From Wikipedia, the free encyclopedia
Jump to navigation Jump to search

Nicolas Tiangaye
Nicolas Tiangaye VOA.jpg
Prime Minister of the Central African Republic
In office
17 January 2013 – 10 January 2014
President François Bozizé
Michel Djotodia (Transitional from 18/08/2013)
Preceded by Faustin-Archange Touadéra
Succeeded by André Nzapayeké
Personal details
Born (1956-09-13) 13 September 1956 (age 62)
Bocaranga, Ubangi-Shari
(now Central African Republic)
Political party Independent

Nicolas Tiangaye (born 13 September 1956[1]) is a Central African politician and lawyer who was Prime Minister of the Central African Republic from 17 January 2013 until his resignation on 10 January 2014. He was President of the National Transitional Council from 2003 to 2005.

Following a peace agreement between the government and rebels, Tiangaye was designated by the opposition and the rebels as their choice for the post of Prime Minister in January 2013. He stepped down (alongside President Michel Djotodia) on 10 January 2014.

Life and career[edit]

Tiangaye was born at Bocaranga in 1956 and became a lawyer.[1][2] In 1986, Tiangaye was one of three Central African lawyers selected by the deposed emperor Jean-Bedél Bokassa to defend him at his trial.[3] He was also a defense lawyer for François Bozizé in 1989, when Bozizé was accused of plotting against the government.[2][4] Bozizé was acquitted.

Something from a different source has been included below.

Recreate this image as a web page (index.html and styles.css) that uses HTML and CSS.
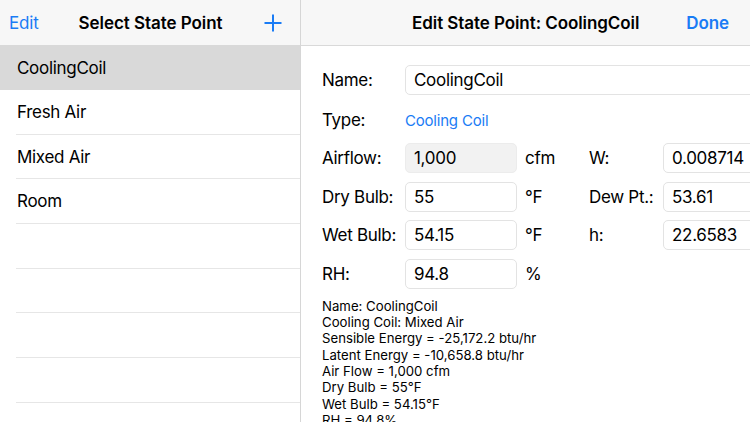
FILE: index.html
```html
<!DOCTYPE html>
<html>
<head>
<meta charset="utf-8">
<link rel="stylesheet" href="styles.css">
</head>
<body>
<div class="app">
  <div class="master">
    <div class="nav">
      <span class="nav-btn">Edit</span>
      <span class="nav-title">Select State Point</span>
      <span class="nav-plus">
        <svg width="20" height="20" viewBox="0 0 20 20"><path d="M10 1.5V18.5M1.5 10H18.5" stroke="#1a7cf5" stroke-width="2" fill="none"/></svg>
      </span>
    </div>
    <ul class="list">
      <li class="row selected"><span>CoolingCoil</span></li>
      <li class="row"><span>Fresh Air</span></li>
      <li class="row"><span>Mixed Air</span></li>
      <li class="row"><span>Room</span></li>
      <li class="row"><span></span></li>
      <li class="row"><span></span></li>
      <li class="row"><span></span></li>
      <li class="row"><span></span></li>
      <li class="row"><span></span></li>
    </ul>
  </div>
  <div class="detail">
    <div class="nav nav-detail">
      <span class="nav-title">Edit State Point: CoolingCoil</span>
      <span class="nav-btn done">Done</span>
    </div>
    <div class="form">
      <div class="line">
        <span class="lbl">Name:</span>
        <div class="field wide">CoolingCoil</div>
      </div>
      <div class="line type-line">
        <span class="lbl">Type:</span>
        <span class="link">Cooling Coil</span>
      </div>
      <div class="line">
        <span class="lbl">Airflow:</span>
        <div class="field disabled">1,000</div>
        <span class="unit">cfm</span>
        <span class="lbl2">W:</span>
        <div class="field side">0.008714</div>
      </div>
      <div class="line">
        <span class="lbl">Dry Bulb:</span>
        <div class="field">55</div>
        <span class="unit">°F</span>
        <span class="lbl2">Dew Pt.:</span>
        <div class="field side">53.61</div>
      </div>
      <div class="line">
        <span class="lbl">Wet Bulb:</span>
        <div class="field">54.15</div>
        <span class="unit">°F</span>
        <span class="lbl2">h:</span>
        <div class="field side">22.6583</div>
      </div>
      <div class="line">
        <span class="lbl">RH:</span>
        <div class="field">94.8</div>
        <span class="unit">%</span>
      </div>
      <div class="summary">
        <div>Name: CoolingCoil</div>
        <div>Cooling Coil: Mixed Air</div>
        <div>Sensible Energy = -25,172.2 btu/hr</div>
        <div>Latent Energy = -10,658.8 btu/hr</div>
        <div>Air Flow = 1,000 cfm</div>
        <div>Dry Bulb = 55°F</div>
        <div>Wet Bulb = 54.15°F</div>
        <div>RH = 94.8%</div>
      </div>
    </div>
  </div>
</div>
</body>
</html>
```
FILE: styles.css
```css
* { box-sizing: border-box; }
html, body {
  margin: 0;
  padding: 0;
  width: 750px;
  height: 422px;
  overflow: hidden;
  background: #fff;
  font-family: Inter, "Noto Sans", "Liberation Sans", sans-serif;
  color: #000;
}
.app {
  display: flex;
  width: 750px;
  height: 422px;
}
.master {
  width: 301px;
  flex: none;
  border-right: 1px solid #d6d6d6;
  height: 100%;
  overflow: hidden;
}
.detail {
  flex: 1;
  min-width: 0;
  overflow: hidden;
  height: 100%;
}
.nav {
  height: 46px;
  background: #f7f7f7;
  border-bottom: 1px solid #d9d9d9;
  display: flex;
  align-items: center;
  padding: 0 15px 0 9px;
  position: relative;
  font-size: 17px;
}
.nav-btn {
  color: #1a7cf5;
  letter-spacing: -0.2px;
}
.nav-title {
  font-weight: 600;
  letter-spacing: -0.05px;
  margin-left: 40px;
}
.nav-plus {
  margin-left: auto;
  display: flex;
  margin-right: 2px;
}
.nav-detail {
  padding: 0 21px 0 111px;
}
.nav-detail .nav-title {
  margin-left: 0;
  letter-spacing: -0.07px;
}
.done {
  margin-left: auto;
  font-weight: 600;
  letter-spacing: -0.1px;
}
.list {
  list-style: none;
  margin: 0;
  padding: 0;
}
.row {
  height: 44.7px;
  padding-left: 16px;
  font-size: 17px;
  letter-spacing: -0.3px;
}
.row span {
  display: flex;
  align-items: center;
  height: 100%;
  border-bottom: 1px solid #e6e6e6;
  padding-left: 1px;
}
.row.selected {
  background: #d9d9d9;
  height: 44px;
}
.row.selected span { border-bottom: none; }
.form {
  padding: 19px 0 0 21px;
  font-size: 17px;
  letter-spacing: -0.3px;
}
.line {
  display: flex;
  align-items: center;
  height: 30px;
  margin-bottom: 8.7px;
  white-space: nowrap;
}
.type-line {
  height: 20px;
  margin-top: 15px;
  margin-bottom: 13px;
}
.lbl {
  width: 83px;
  flex: none;
}
.field {
  width: 112px;
  height: 30px;
  border: 1px solid #e3e3e3;
  border-radius: 5px;
  padding-left: 8px;
  display: flex;
  align-items: center;
  flex: none;
}
.field.wide { width: 400px; }
.field.disabled {
  background: #f2f2f2;
  border-color: #ececec;
}
.unit {
  width: 72px;
  padding-left: 8px;
  flex: none;
}
.lbl2 {
  width: 74px;
  flex: none;
}
.field.side { width: 120px; }
.link { color: #1a7cf5; font-size: 15px; letter-spacing: -0.2px; }
.summary {
  font-size: 13.2px;
  line-height: 16.3px;
  letter-spacing: 0;
  margin-top: 6px;
}
```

Years later, after Tiangaye and Bozizé had become political opponents, Tiangaye said about the case that he "was doing [his] duty as a lawyer" and that he did not regret defending Bozizé.[2]

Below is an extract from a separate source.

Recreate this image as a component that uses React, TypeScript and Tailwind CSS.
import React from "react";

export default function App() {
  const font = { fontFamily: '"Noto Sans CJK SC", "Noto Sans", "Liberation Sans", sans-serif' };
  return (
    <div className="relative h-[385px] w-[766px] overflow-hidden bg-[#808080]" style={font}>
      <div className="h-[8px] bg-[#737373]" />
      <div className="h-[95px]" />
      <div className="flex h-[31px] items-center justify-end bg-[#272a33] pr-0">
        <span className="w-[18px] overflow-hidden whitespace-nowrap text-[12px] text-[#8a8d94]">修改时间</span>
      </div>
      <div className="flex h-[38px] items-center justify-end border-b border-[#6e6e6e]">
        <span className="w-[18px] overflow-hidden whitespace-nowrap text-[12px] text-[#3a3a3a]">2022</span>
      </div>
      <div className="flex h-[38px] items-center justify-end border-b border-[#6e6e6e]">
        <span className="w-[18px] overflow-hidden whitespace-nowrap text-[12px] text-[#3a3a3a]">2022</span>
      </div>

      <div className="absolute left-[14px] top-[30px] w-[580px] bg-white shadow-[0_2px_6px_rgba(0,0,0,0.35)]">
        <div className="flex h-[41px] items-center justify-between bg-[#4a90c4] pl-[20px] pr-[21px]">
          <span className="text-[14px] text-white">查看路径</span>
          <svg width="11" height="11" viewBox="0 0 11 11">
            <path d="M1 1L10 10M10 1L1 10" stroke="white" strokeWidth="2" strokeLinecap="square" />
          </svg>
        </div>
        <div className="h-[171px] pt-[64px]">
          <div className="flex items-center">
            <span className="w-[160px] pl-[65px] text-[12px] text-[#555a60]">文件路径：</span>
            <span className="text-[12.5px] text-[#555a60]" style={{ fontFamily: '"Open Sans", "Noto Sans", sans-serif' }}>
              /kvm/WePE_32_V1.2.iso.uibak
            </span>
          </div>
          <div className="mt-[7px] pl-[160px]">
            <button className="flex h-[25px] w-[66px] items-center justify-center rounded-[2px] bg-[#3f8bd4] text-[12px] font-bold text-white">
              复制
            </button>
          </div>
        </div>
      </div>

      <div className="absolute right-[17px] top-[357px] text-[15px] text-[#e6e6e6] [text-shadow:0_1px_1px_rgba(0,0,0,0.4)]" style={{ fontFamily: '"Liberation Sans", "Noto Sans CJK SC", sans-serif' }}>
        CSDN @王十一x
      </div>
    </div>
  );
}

Tiangaye served as President of the Central African Human Rights League (LCDH) from its foundation in 1991 until 2004. He was a defense lawyer for the Rwandan politician Jean-Paul Akayesu at the International Criminal Tribunal for Rwanda in 1996; Akayesu was convicted of genocide.[2] Tiangaye was also a defense lawyer for Jean-Jacques Demafouth, a former Central African defense minister, when the latter was put on trial for allegedly plotting a coup against President Ange-Félix Patassé in 2001; Demafouth was acquitted in October 2002.[5] During Patassé's presidency, Tiangaye was at one point offered the post of Prime Minister, but he declined.[2]

After François Bozizé seized power in March 2003, Tiangaye was designated as one of the 98 members of the National Transitional Council (CNT), which was established to act as a transitional legislative body; he was included on the Council as a representative of a human rights organization, due to his role as President of the LCDH.[6] He was then elected as President of the CNT on 14 June 2003.[7][8] In that post, he helped draft the 2004 constitution; according to Tiangaye, Bozizé was displeased by the constitution's limit of two presidential terms and was consequently unhappy with Tiangaye.[2]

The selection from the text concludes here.